What is asked: From the records below, pull each line that has "React".

Record list:
◆ ◆ ◆

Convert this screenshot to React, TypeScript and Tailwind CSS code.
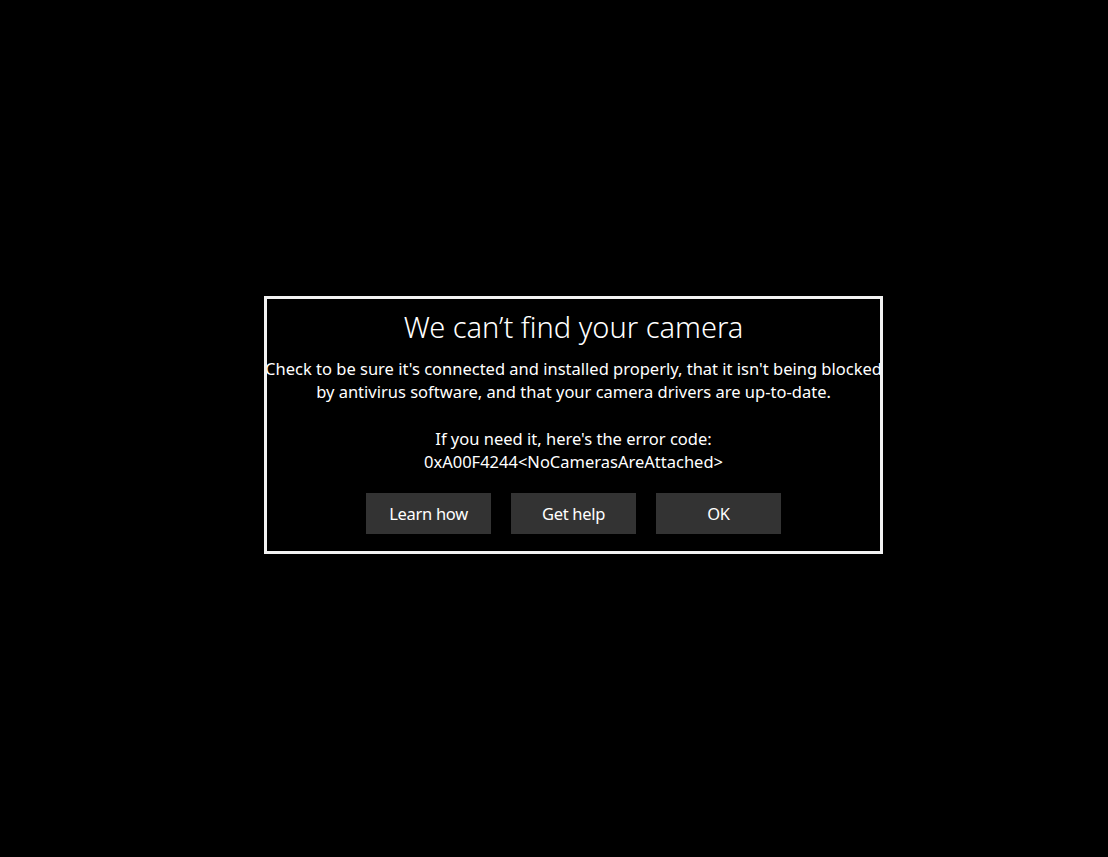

◆ ◆ ◆

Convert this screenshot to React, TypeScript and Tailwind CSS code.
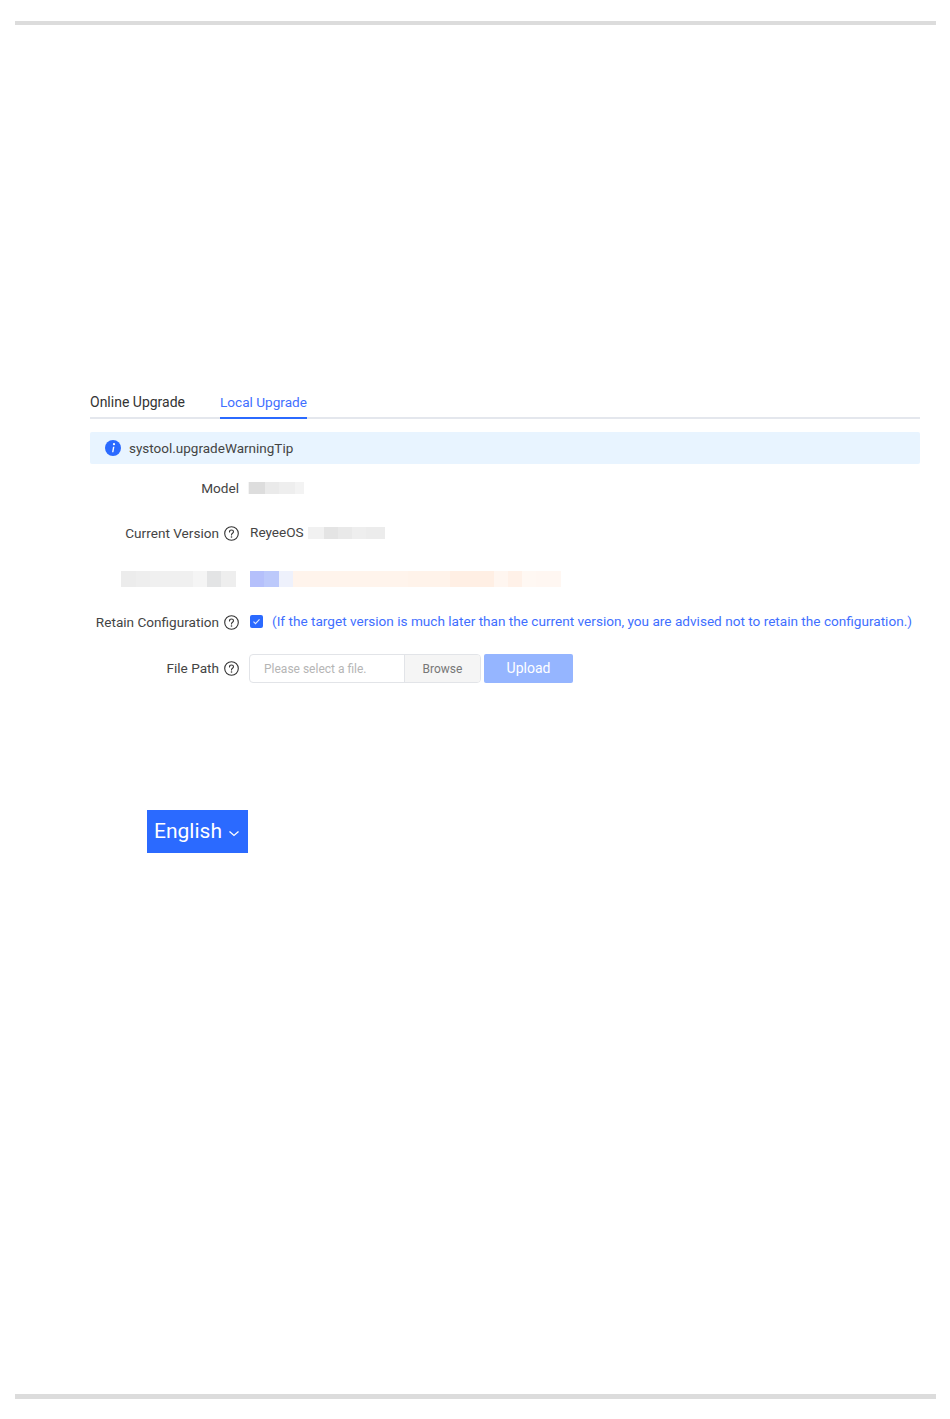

◆ ◆ ◆

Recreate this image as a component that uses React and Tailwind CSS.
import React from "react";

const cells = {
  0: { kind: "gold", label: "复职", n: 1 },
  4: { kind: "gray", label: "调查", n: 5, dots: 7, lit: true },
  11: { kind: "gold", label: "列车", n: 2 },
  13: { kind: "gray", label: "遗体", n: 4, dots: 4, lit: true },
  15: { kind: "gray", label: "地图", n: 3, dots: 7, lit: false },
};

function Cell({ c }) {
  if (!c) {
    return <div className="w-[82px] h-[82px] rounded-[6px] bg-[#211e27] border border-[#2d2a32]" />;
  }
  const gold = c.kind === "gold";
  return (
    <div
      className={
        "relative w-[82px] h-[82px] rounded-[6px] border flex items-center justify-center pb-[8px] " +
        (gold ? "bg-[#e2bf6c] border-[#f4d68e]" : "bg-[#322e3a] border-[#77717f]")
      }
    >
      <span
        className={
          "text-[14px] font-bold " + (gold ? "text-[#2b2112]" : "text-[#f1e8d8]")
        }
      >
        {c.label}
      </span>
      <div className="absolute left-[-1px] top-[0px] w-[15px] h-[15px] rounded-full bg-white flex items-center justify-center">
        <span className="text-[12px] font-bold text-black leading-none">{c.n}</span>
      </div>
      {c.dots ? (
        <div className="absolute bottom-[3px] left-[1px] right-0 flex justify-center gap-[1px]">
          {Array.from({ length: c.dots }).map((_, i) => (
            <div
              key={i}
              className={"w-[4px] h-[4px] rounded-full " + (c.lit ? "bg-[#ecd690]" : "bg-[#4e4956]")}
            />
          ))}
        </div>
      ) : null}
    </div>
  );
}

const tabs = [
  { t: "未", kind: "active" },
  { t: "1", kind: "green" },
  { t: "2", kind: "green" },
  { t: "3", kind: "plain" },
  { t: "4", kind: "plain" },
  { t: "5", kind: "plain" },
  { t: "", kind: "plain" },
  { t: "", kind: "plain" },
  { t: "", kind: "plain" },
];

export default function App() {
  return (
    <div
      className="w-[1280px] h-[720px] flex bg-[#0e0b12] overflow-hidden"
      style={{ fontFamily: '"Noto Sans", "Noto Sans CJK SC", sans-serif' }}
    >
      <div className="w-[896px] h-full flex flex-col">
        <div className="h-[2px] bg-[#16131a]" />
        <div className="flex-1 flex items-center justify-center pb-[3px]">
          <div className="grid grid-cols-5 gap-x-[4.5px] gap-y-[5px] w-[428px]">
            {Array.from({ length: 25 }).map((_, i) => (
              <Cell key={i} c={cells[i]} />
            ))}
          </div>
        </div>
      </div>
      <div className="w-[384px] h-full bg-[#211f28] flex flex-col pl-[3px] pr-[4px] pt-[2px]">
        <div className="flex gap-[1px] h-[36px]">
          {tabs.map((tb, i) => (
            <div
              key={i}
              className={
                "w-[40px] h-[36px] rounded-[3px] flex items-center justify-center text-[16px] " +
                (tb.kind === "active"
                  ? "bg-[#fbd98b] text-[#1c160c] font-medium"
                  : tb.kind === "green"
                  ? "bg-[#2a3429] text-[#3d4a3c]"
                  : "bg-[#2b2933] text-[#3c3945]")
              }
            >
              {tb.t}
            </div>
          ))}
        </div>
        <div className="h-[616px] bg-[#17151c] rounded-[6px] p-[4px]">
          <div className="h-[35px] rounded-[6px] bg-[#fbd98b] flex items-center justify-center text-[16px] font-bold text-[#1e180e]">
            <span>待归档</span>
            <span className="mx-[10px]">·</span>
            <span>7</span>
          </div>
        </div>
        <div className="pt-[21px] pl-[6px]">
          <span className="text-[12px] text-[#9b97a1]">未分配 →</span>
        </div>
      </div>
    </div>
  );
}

◆ ◆ ◆

Result for this task:
Convert this screenshot to React, TypeScript and Tailwind CSS code.
Convert this screenshot to React, TypeScript and Tailwind CSS code.
Recreate this image as a component that uses React and Tailwind CSS.
import React from "react";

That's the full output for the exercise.